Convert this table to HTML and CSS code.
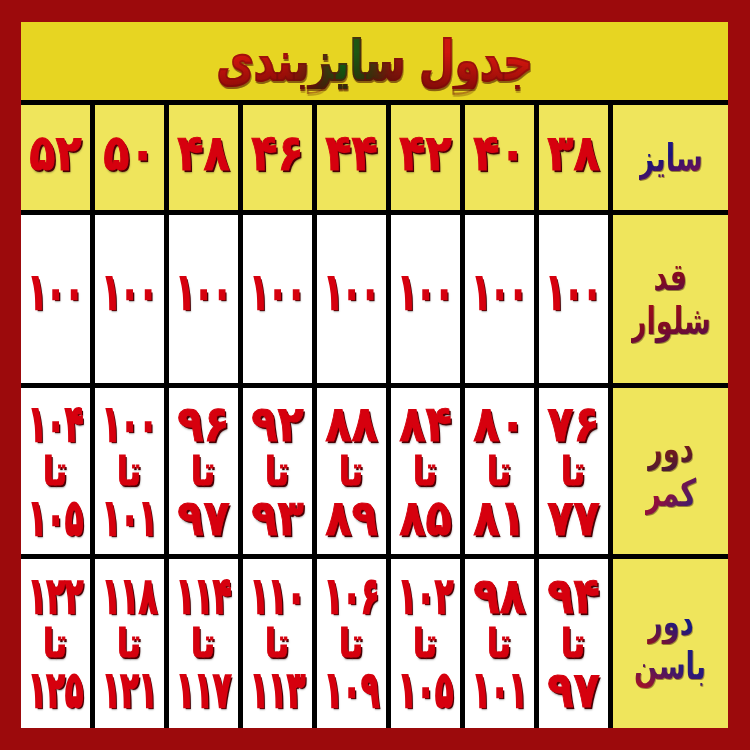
FILE: index.html
```html
<!DOCTYPE html>
<html lang="fa">
<head>
<meta charset="utf-8">
<link rel="stylesheet" href="styles.css">
</head>
<body>
<div class="frame">
  <div class="title"><h1 class="title-text">جدول سایزبندی</h1></div>
  <div class="table" dir="rtl">
    <div class="cell label"><span class="lbl lbl-size">سایز</span></div>
    <div class="cell head"><span class="num">۳۸</span></div>
    <div class="cell head"><span class="num">۴۰</span></div>
    <div class="cell head"><span class="num">۴۲</span></div>
    <div class="cell head"><span class="num">۴۴</span></div>
    <div class="cell head"><span class="num">۴۶</span></div>
    <div class="cell head"><span class="num">۴۸</span></div>
    <div class="cell head"><span class="num">۵۰</span></div>
    <div class="cell head"><span class="num">۵۲</span></div>

    <div class="cell label"><span class="lbl lbl-red">قد</span><span class="lbl lbl-red">شلوار</span></div>
    <div class="cell val single"><span class="num n3">۱۰۰</span></div>
    <div class="cell val single"><span class="num n3">۱۰۰</span></div>
    <div class="cell val single"><span class="num n3">۱۰۰</span></div>
    <div class="cell val single"><span class="num n3">۱۰۰</span></div>
    <div class="cell val single"><span class="num n3">۱۰۰</span></div>
    <div class="cell val single"><span class="num n3">۱۰۰</span></div>
    <div class="cell val single"><span class="num n3">۱۰۰</span></div>
    <div class="cell val single"><span class="num n3">۱۰۰</span></div>

    <div class="cell label"><span class="lbl lbl-brown">دور</span><span class="lbl lbl-mix">کمر</span></div>
    <div class="cell val"><span class="num">۷۶</span><span class="num ta">تا</span><span class="num">۷۷</span></div>
    <div class="cell val"><span class="num">۸۰</span><span class="num ta">تا</span><span class="num">۸۱</span></div>
    <div class="cell val"><span class="num">۸۴</span><span class="num ta">تا</span><span class="num">۸۵</span></div>
    <div class="cell val"><span class="num">۸۸</span><span class="num ta">تا</span><span class="num">۸۹</span></div>
    <div class="cell val"><span class="num">۹۲</span><span class="num ta">تا</span><span class="num">۹۳</span></div>
    <div class="cell val"><span class="num">۹۶</span><span class="num ta">تا</span><span class="num">۹۷</span></div>
    <div class="cell val"><span class="num n3">۱۰۰</span><span class="num ta">تا</span><span class="num n3">۱۰۱</span></div>
    <div class="cell val"><span class="num n3">۱۰۴</span><span class="num ta">تا</span><span class="num n3">۱۰۵</span></div>

    <div class="cell label"><span class="lbl lbl-blue">دور</span><span class="lbl lbl-blue2">باسن</span></div>
    <div class="cell val"><span class="num">۹۴</span><span class="num ta">تا</span><span class="num">۹۷</span></div>
    <div class="cell val"><span class="num">۹۸</span><span class="num ta">تا</span><span class="num n3">۱۰۱</span></div>
    <div class="cell val"><span class="num n3">۱۰۲</span><span class="num ta">تا</span><span class="num n3">۱۰۵</span></div>
    <div class="cell val"><span class="num n3">۱۰۶</span><span class="num ta">تا</span><span class="num n3">۱۰۹</span></div>
    <div class="cell val"><span class="num n3">۱۱۰</span><span class="num ta">تا</span><span class="num n3">۱۱۳</span></div>
    <div class="cell val"><span class="num n3">۱۱۴</span><span class="num ta">تا</span><span class="num n3">۱۱۷</span></div>
    <div class="cell val"><span class="num n3">۱۱۸</span><span class="num ta">تا</span><span class="num n3">۱۲۱</span></div>
    <div class="cell val"><span class="num n3">۱۲۲</span><span class="num ta">تا</span><span class="num n3">۱۲۵</span></div>
  </div>
</div>
</body>
</html>
```

FILE: styles.css
```css
html, body {
  margin: 0;
  padding: 0;
}
body {
  width: 750px;
  height: 750px;
  background: #9c0a0c;
  font-family: "DejaVu Sans", sans-serif;
  overflow: hidden;
}
.frame {
  padding: 22px 22px 22px 21px;
  display: flex;
  flex-direction: column;
}
.title {
  height: 78px;
  background: #e7d522;
  display: flex;
  align-items: center;
  justify-content: center;
}
.title-text {
  margin: 0;
  font-size: 55px;
  font-weight: bold;
  line-height: 1;
  direction: rtl;
  transform: scaleX(0.74);
  background-image:
    linear-gradient(180deg, rgba(0, 0, 0, 0) 35%, rgba(50, 0, 0, 0.45) 100%),
    linear-gradient(90deg, #e0180f 0%, #c0140c 22%, #5a3010 32%, #0c6a16 40%, #2a4a10 47%, #8a1a0e 55%, #c8160e 68%, #e0180f 100%);
  -webkit-background-clip: text;
  background-clip: text;
  color: transparent;
  -webkit-text-stroke: 2px rgba(110, 10, 10, 0.45);
  filter: drop-shadow(1px 2px 0 rgba(60, 0, 0, 0.55));
}
.table {
  display: grid;
  grid-template-columns: 115px repeat(8, 69px);
  grid-template-rows: 105px 168px 166px 169px;
  gap: 5px;
  background: #000;
  border-top: 5px solid #000;
}
.cell {
  display: flex;
  flex-direction: column;
  align-items: center;
  justify-content: center;
  overflow: hidden;
}
.head {
  background: #efe55c;
  padding-bottom: 8px;
  box-sizing: border-box;
}
.label {
  background: #efe55c;
}
.val {
  background: #fff;
}
.single {
  padding-bottom: 14px;
  box-sizing: border-box;
}
.num {
  display: block;
  font-weight: bold;
  font-size: 50px;
  line-height: 47px;
  color: #d6000e;
  -webkit-text-stroke: 1px #d6000e;
  text-shadow: 2px 2px 0 #4a0004, 2px 3px 2px rgba(0, 0, 0, 0.35);
  transform: scaleX(0.86);
  white-space: nowrap;
}
.n3 {
  transform: scaleX(0.6);
  -webkit-text-stroke: 2.5px #d6000e;
  text-shadow: 3px 2px 0 #4a0004, 3px 3px 2px rgba(0, 0, 0, 0.35);
}
.ta {
  font-size: 40px;
  transform: scaleX(0.82);
}
.lbl {
  display: block;
  font-weight: bold;
  font-size: 38px;
  line-height: 44px;
  transform: scaleX(0.72);
  -webkit-background-clip: text;
  background-clip: text;
  color: transparent;
  filter: drop-shadow(1px 1px 0 rgba(40, 0, 0, 0.45));
}
.lbl-size {
  background-image: linear-gradient(165deg, #2a1f9a 0%, #1a1278 45%, #5a1260 75%, #a01030 100%);
}
.lbl-red {
  background-image: linear-gradient(170deg, #a80c18 0%, #800a22 55%, #4a1058 100%);
}
.lbl-brown {
  background-image: linear-gradient(170deg, #8a1420 0%, #6a1a20 60%, #3a1a40 100%);
}
.lbl-mix {
  background-image: linear-gradient(135deg, #c0101a 0%, #8a1040 45%, #26207a 100%);
}
.lbl-blue {
  background-image: linear-gradient(200deg, #1a1a82 0%, #1a1a82 45%, #901020 100%);
}
.lbl-blue2 {
  background-image: linear-gradient(200deg, #1a1a82 0%, #2a1a7a 45%, #b0101c 100%);
}
```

▶ _TASK DIRECTIONS_:
Omit pictures; set down the rest of the material word for word.

▶ _RESULT OF THE TASK_:
Convert this table to HTML and CSS code.
FILE: index.html
```html
<!DOCTYPE html>
<html lang="fa">
<head>
<meta charset="utf-8">
<link rel="stylesheet" href="styles.css">
</head>
<body>
<div class="frame">
  <div class="title"><h1 class="title-text">جدول سایزبندی</h1></div>
  <div class="table" dir="rtl">
    <div class="cell label"><span class="lbl lbl-size">سایز</span></div>
    <div class="cell head"><span class="num">۳۸</span></div>
    <div class="cell head"><span class="num">۴۰</span></div>
    <div class="cell head"><span class="num">۴۲</span></div>
    <div class="cell head"><span class="num">۴۴</span></div>
    <div class="cell head"><span class="num">۴۶</span></div>
    <div class="cell head"><span class="num">۴۸</span></div>
    <div class="cell head"><span class="num">۵۰</span></div>
    <div class="cell head"><span class="num">۵۲</span></div>

    <div class="cell label"><span class="lbl lbl-red">قد</span><span class="lbl lbl-red">شلوار</span></div>
    <div class="cell val single"><span class="num n3">۱۰۰</span></div>
    <div class="cell val single"><span class="num n3">۱۰۰</span></div>
    <div class="cell val single"><span class="num n3">۱۰۰</span></div>
    <div class="cell val single"><span class="num n3">۱۰۰</span></div>
    <div class="cell val single"><span class="num n3">۱۰۰</span></div>
    <div class="cell val single"><span class="num n3">۱۰۰</span></div>
    <div class="cell val single"><span class="num n3">۱۰۰</span></div>
    <div class="cell val single"><span class="num n3">۱۰۰</span></div>

    <div class="cell label"><span class="lbl lbl-brown">دور</span><span class="lbl lbl-mix">کمر</span></div>
    <div class="cell val"><span class="num">۷۶</span><span class="num ta">تا</span><span class="num">۷۷</span></div>
    <div class="cell val"><span class="num">۸۰</span><span class="num ta">تا</span><span class="num">۸۱</span></div>
    <div class="cell val"><span class="num">۸۴</span><span class="num ta">تا</span><span class="num">۸۵</span></div>
    <div class="cell val"><span class="num">۸۸</span><span class="num ta">تا</span><span class="num">۸۹</span></div>
    <div class="cell val"><span class="num">۹۲</span><span class="num ta">تا</span><span class="num">۹۳</span></div>
    <div class="cell val"><span class="num">۹۶</span><span class="num ta">تا</span><span class="num">۹۷</span></div>
    <div class="cell val"><span class="num n3">۱۰۰</span><span class="num ta">تا</span><span class="num n3">۱۰۱</span></div>
    <div class="cell val"><span class="num n3">۱۰۴</span><span class="num ta">تا</span><span class="num n3">۱۰۵</span></div>

    <div class="cell label"><span class="lbl lbl-blue">دور</span><span class="lbl lbl-blue2">باسن</span></div>
    <div class="cell val"><span class="num">۹۴</span><span class="num ta">تا</span><span class="num">۹۷</span></div>
    <div class="cell val"><span class="num">۹۸</span><span class="num ta">تا</span><span class="num n3">۱۰۱</span></div>
    <div class="cell val"><span class="num n3">۱۰۲</span><span class="num ta">تا</span><span class="num n3">۱۰۵</span></div>
    <div class="cell val"><span class="num n3">۱۰۶</span><span class="num ta">تا</span><span class="num n3">۱۰۹</span></div>
    <div class="cell val"><span class="num n3">۱۱۰</span><span class="num ta">تا</span><span class="num n3">۱۱۳</span></div>
    <div class="cell val"><span class="num n3">۱۱۴</span><span class="num ta">تا</span><span class="num n3">۱۱۷</span></div>
    <div class="cell val"><span class="num n3">۱۱۸</span><span class="num ta">تا</span><span class="num n3">۱۲۱</span></div>
    <div class="cell val"><span class="num n3">۱۲۲</span><span class="num ta">تا</span><span class="num n3">۱۲۵</span></div>
  </div>
</div>
</body>
</html>
```

FILE: styles.css
```css
html, body {
  margin: 0;
  padding: 0;
}
body {
  width: 750px;
  height: 750px;
  background: #9c0a0c;
  font-family: "DejaVu Sans", sans-serif;
  overflow: hidden;
}
.frame {
  padding: 22px 22px 22px 21px;
  display: flex;
  flex-direction: column;
}
.title {
  height: 78px;
  background: #e7d522;
  display: flex;
  align-items: center;
  justify-content: center;
}
.title-text {
  margin: 0;
  font-size: 55px;
  font-weight: bold;
  line-height: 1;
  direction: rtl;
  transform: scaleX(0.74);
  background-image:
    linear-gradient(180deg, rgba(0, 0, 0, 0) 35%, rgba(50, 0, 0, 0.45) 100%),
    linear-gradient(90deg, #e0180f 0%, #c0140c 22%, #5a3010 32%, #0c6a16 40%, #2a4a10 47%, #8a1a0e 55%, #c8160e 68%, #e0180f 100%);
  -webkit-background-clip: text;
  background-clip: text;
  color: transparent;
  -webkit-text-stroke: 2px rgba(110, 10, 10, 0.45);
  filter: drop-shadow(1px 2px 0 rgba(60, 0, 0, 0.55));
}
.table {
  display: grid;
  grid-template-columns: 115px repeat(8, 69px);
  grid-template-rows: 105px 168px 166px 169px;
  gap: 5px;
  background: #000;
  border-top: 5px solid #000;
}
.cell {
  display: flex;
  flex-direction: column;
  align-items: center;
  justify-content: center;
  overflow: hidden;
}
.head {
  background: #efe55c;
  padding-bottom: 8px;
  box-sizing: border-box;
}
.label {
  background: #efe55c;
}
.val {
  background: #fff;
}
.single {
  padding-bottom: 14px;
  box-sizing: border-box;
}
.num {
  display: block;
  font-weight: bold;
  font-size: 50px;
  line-height: 47px;
  color: #d6000e;
  -webkit-text-stroke: 1px #d6000e;
  text-shadow: 2px 2px 0 #4a0004, 2px 3px 2px rgba(0, 0, 0, 0.35);
  transform: scaleX(0.86);
  white-space: nowrap;
}
.n3 {
  transform: scaleX(0.6);
  -webkit-text-stroke: 2.5px #d6000e;
  text-shadow: 3px 2px 0 #4a0004, 3px 3px 2px rgba(0, 0, 0, 0.35);
}
.ta {
  font-size: 40px;
  transform: scaleX(0.82);
}
.lbl {
  display: block;
  font-weight: bold;
  font-size: 38px;
  line-height: 44px;
  transform: scaleX(0.72);
  -webkit-background-clip: text;
  background-clip: text;
  color: transparent;
  filter: drop-shadow(1px 1px 0 rgba(40, 0, 0, 0.45));
}
.lbl-size {
  background-image: linear-gradient(165deg, #2a1f9a 0%, #1a1278 45%, #5a1260 75%, #a01030 100%);
}
.lbl-red {
  background-image: linear-gradient(170deg, #a80c18 0%, #800a22 55%, #4a1058 100%);
}
.lbl-brown {
  background-image: linear-gradient(170deg, #8a1420 0%, #6a1a20 60%, #3a1a40 100%);
}
.lbl-mix {
  background-image: linear-gradient(135deg, #c0101a 0%, #8a1040 45%, #26207a 100%);
}
.lbl-blue {
  background-image: linear-gradient(200deg, #1a1a82 0%, #1a1a82 45%, #901020 100%);
}
.lbl-blue2 {
  background-image: linear-gradient(200deg, #1a1a82 0%, #2a1a7a 45%, #b0101c 100%);
}
```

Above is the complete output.